Attention to and engagement in the world at large is essential to writing better poetry, to help us see the world in new ways.
12. Figurative language
Oliver discusses figurative language, simile, and metaphor, and states that “In figurative language, a familiar thing is linked to an unknown thing, as a key, to unlock the mystery, or some part of the mystery, of the thing that is unknown. In every instance, something has to be known initially in order for the linkage and the informing quality of the comparison to work”
Using figurative language is a strength, as, “Without figurative language, we could have no literature. A body of literature, as it is called.” A strong image will live inside your reader; it can be as “intimate as honey—or ashes—in the mouth. Use it responsibly.” In other words, a strong image will live inside your reader, so be careful with how you use it.
13. Revision
Oliver says that, when revising, using your imagination is supremely helpful, and that loyalty to your experience, whatever got the poem started “is not necessarily helpful; often it is a hindrance” and that “cutting is an important part of revision.” You must revise your poems and edit them to make them strong.

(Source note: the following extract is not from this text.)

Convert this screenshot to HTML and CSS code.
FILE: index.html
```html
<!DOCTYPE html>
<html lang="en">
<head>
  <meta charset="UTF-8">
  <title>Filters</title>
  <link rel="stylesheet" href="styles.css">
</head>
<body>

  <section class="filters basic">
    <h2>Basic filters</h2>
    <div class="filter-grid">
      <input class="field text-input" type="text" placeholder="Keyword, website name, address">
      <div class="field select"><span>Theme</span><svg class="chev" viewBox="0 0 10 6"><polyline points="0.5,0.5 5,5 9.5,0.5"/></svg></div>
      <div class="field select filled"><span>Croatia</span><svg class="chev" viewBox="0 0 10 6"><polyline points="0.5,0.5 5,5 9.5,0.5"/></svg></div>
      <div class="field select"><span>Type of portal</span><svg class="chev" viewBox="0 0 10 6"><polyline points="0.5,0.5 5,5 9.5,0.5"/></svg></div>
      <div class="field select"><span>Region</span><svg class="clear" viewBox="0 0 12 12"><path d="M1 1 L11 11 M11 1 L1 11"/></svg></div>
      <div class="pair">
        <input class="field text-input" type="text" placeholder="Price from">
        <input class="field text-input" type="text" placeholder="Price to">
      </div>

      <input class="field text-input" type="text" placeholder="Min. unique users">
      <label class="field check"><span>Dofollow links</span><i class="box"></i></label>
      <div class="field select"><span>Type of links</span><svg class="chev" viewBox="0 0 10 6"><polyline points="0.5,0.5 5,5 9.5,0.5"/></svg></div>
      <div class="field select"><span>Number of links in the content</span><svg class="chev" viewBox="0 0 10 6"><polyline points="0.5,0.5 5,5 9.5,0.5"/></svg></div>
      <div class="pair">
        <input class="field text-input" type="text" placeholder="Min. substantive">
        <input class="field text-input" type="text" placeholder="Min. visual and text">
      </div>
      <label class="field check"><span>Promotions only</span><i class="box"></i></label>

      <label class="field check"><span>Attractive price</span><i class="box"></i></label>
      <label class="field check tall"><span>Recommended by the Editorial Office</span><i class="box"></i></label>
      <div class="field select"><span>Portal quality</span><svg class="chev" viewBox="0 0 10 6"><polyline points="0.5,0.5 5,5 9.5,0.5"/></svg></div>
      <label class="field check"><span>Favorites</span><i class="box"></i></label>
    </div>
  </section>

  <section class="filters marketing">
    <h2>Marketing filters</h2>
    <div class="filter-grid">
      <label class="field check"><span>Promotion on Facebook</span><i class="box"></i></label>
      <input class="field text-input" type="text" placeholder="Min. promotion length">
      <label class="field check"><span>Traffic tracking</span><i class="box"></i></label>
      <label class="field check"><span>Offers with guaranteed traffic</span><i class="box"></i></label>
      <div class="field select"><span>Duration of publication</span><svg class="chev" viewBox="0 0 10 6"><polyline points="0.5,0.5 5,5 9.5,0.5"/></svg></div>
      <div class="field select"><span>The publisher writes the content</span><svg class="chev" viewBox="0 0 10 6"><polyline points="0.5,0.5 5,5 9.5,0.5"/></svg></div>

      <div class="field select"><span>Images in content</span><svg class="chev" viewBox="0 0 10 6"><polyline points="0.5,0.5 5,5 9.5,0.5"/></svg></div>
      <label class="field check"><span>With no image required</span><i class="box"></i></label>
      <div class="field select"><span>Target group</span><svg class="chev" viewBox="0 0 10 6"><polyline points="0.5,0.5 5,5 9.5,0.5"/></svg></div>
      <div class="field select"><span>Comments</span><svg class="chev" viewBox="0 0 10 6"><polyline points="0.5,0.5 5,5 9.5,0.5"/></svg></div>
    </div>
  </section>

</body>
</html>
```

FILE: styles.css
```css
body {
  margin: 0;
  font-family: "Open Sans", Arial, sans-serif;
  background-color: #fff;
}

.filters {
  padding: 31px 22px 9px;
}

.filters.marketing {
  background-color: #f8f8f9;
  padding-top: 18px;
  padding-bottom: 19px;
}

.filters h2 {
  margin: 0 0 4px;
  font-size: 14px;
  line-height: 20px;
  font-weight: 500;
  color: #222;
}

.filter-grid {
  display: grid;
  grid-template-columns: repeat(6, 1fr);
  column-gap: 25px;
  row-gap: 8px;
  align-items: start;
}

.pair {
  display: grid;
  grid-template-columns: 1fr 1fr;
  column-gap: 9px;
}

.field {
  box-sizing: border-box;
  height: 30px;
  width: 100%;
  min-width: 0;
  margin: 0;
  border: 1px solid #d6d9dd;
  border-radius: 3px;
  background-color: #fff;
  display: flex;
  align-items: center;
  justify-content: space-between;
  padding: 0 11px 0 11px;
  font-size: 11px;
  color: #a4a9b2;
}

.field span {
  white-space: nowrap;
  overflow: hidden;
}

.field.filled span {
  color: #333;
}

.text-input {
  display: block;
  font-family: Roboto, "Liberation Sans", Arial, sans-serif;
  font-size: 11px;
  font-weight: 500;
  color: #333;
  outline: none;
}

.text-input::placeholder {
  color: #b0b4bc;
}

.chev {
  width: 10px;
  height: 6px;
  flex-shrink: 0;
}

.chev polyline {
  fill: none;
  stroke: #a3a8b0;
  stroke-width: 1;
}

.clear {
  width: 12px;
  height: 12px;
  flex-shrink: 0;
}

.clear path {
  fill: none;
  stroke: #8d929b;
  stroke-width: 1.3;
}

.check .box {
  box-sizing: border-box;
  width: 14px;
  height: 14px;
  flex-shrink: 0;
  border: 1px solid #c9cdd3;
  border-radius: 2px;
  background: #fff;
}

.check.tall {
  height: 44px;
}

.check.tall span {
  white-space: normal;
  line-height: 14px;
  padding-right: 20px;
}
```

How does Oliver end the book? She states that athletes look after their bodies and that writers should do the same with what “houses the possibility of poems.” This includes nourishing the poetic sensibility “in books, other art, history, philosophies—in holiness and in mirth.” It can be found in the natural world and more. And, as long as there is a “mind that is lively and inquiring, compassionate, curious, angry, full of music, full of feeling, is a mind full of possibly poetry.”
Her final, memorable line is: “For poems are not words, after, but fires for the cold, ropes let down to the lost, something as necessary as bread in the pockets of the hungry.” She then agrees with her own statement: “Yes, indeed.”